--- Start ---
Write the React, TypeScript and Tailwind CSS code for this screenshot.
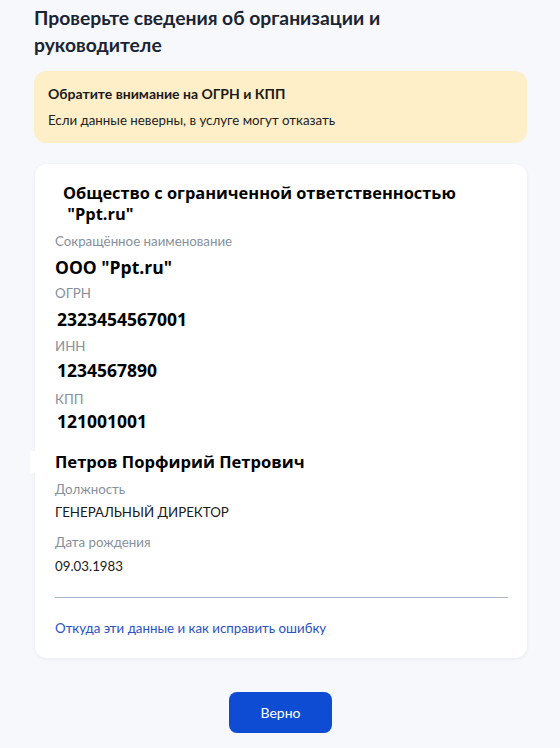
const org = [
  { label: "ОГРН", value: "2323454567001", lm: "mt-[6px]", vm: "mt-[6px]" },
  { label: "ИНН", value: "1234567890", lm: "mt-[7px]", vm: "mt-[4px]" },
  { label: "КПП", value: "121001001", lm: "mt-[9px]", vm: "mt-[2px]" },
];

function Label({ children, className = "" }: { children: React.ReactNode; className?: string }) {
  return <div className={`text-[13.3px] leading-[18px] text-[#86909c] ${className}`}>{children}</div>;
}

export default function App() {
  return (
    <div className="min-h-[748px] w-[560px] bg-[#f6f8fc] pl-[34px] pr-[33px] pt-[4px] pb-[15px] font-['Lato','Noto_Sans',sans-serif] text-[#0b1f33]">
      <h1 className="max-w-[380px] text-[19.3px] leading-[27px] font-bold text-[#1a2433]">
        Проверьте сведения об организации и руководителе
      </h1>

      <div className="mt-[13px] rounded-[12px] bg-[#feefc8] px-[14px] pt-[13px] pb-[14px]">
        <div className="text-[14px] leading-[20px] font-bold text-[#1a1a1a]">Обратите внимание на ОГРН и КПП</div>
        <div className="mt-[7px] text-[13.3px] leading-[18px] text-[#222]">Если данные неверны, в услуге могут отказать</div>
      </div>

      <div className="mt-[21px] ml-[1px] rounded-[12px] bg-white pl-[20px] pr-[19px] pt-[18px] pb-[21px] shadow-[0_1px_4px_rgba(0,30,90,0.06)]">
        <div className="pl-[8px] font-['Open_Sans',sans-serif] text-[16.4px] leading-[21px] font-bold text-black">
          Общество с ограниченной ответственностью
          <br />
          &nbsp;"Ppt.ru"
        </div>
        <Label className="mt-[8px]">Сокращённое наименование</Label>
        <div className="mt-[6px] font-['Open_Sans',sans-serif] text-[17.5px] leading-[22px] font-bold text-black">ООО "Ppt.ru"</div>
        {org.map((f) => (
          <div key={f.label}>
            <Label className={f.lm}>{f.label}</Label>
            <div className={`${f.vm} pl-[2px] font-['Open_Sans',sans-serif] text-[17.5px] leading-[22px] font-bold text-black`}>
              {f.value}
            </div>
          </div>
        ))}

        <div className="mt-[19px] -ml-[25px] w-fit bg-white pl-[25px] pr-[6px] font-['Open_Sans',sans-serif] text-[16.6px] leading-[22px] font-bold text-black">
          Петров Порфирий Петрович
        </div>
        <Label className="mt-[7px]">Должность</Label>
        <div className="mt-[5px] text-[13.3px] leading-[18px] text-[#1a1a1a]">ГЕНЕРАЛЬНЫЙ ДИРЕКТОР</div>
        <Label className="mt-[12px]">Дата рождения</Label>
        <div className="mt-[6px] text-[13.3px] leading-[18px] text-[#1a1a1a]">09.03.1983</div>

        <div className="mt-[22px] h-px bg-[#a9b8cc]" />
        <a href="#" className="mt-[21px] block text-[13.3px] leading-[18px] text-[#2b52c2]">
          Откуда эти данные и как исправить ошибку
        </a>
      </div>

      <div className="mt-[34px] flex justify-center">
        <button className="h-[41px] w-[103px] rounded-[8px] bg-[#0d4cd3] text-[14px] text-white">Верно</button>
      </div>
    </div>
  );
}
--- End ---
#### EXERCISE BRIEF:
The pictures should not be reproduced; quote all of the other material exactly.

#### TASK RESPONSE:
Write the React, TypeScript and Tailwind CSS code for this screenshot.
const org = [
  { label: "ОГРН", value: "2323454567001", lm: "mt-[6px]", vm: "mt-[6px]" },
  { label: "ИНН", value: "1234567890", lm: "mt-[7px]", vm: "mt-[4px]" },
  { label: "КПП", value: "121001001", lm: "mt-[9px]", vm: "mt-[2px]" },
];

function Label({ children, className = "" }: { children: React.ReactNode; className?: string }) {
  return <div className={`text-[13.3px] leading-[18px] text-[#86909c] ${className}`}>{children}</div>;
}

export default function App() {
  return (
    <div className="min-h-[748px] w-[560px] bg-[#f6f8fc] pl-[34px] pr-[33px] pt-[4px] pb-[15px] font-['Lato','Noto_Sans',sans-serif] text-[#0b1f33]">
      <h1 className="max-w-[380px] text-[19.3px] leading-[27px] font-bold text-[#1a2433]">
        Проверьте сведения об организации и руководителе
      </h1>

      <div className="mt-[13px] rounded-[12px] bg-[#feefc8] px-[14px] pt-[13px] pb-[14px]">
        <div className="text-[14px] leading-[20px] font-bold text-[#1a1a1a]">Обратите внимание на ОГРН и КПП</div>
        <div className="mt-[7px] text-[13.3px] leading-[18px] text-[#222]">Если данные неверны, в услуге могут отказать</div>
      </div>

      <div className="mt-[21px] ml-[1px] rounded-[12px] bg-white pl-[20px] pr-[19px] pt-[18px] pb-[21px] shadow-[0_1px_4px_rgba(0,30,90,0.06)]">
        <div className="pl-[8px] font-['Open_Sans',sans-serif] text-[16.4px] leading-[21px] font-bold text-black">
          Общество с ограниченной ответственностью
          <br />
          &nbsp;"Ppt.ru"
        </div>
        <Label className="mt-[8px]">Сокращённое наименование</Label>
        <div className="mt-[6px] font-['Open_Sans',sans-serif] text-[17.5px] leading-[22px] font-bold text-black">ООО "Ppt.ru"</div>
        {org.map((f) => (
          <div key={f.label}>
            <Label className={f.lm}>{f.label}</Label>
            <div className={`${f.vm} pl-[2px] font-['Open_Sans',sans-serif] text-[17.5px] leading-[22px] font-bold text-black`}>
              {f.value}
            </div>
          </div>
        ))}

        <div className="mt-[19px] -ml-[25px] w-fit bg-white pl-[25px] pr-[6px] font-['Open_Sans',sans-serif] text-[16.6px] leading-[22px] font-bold text-black">
          Петров Порфирий Петрович
        </div>
        <Label className="mt-[7px]">Должность</Label>
        <div className="mt-[5px] text-[13.3px] leading-[18px] text-[#1a1a1a]">ГЕНЕРАЛЬНЫЙ ДИРЕКТОР</div>
        <Label className="mt-[12px]">Дата рождения</Label>
        <div className="mt-[6px] text-[13.3px] leading-[18px] text-[#1a1a1a]">09.03.1983</div>

        <div className="mt-[22px] h-px bg-[#a9b8cc]" />
        <a href="#" className="mt-[21px] block text-[13.3px] leading-[18px] text-[#2b52c2]">
          Откуда эти данные и как исправить ошибку
        </a>
      </div>

      <div className="mt-[34px] flex justify-center">
        <button className="h-[41px] w-[103px] rounded-[8px] bg-[#0d4cd3] text-[14px] text-white">Верно</button>
      </div>
    </div>
  );
}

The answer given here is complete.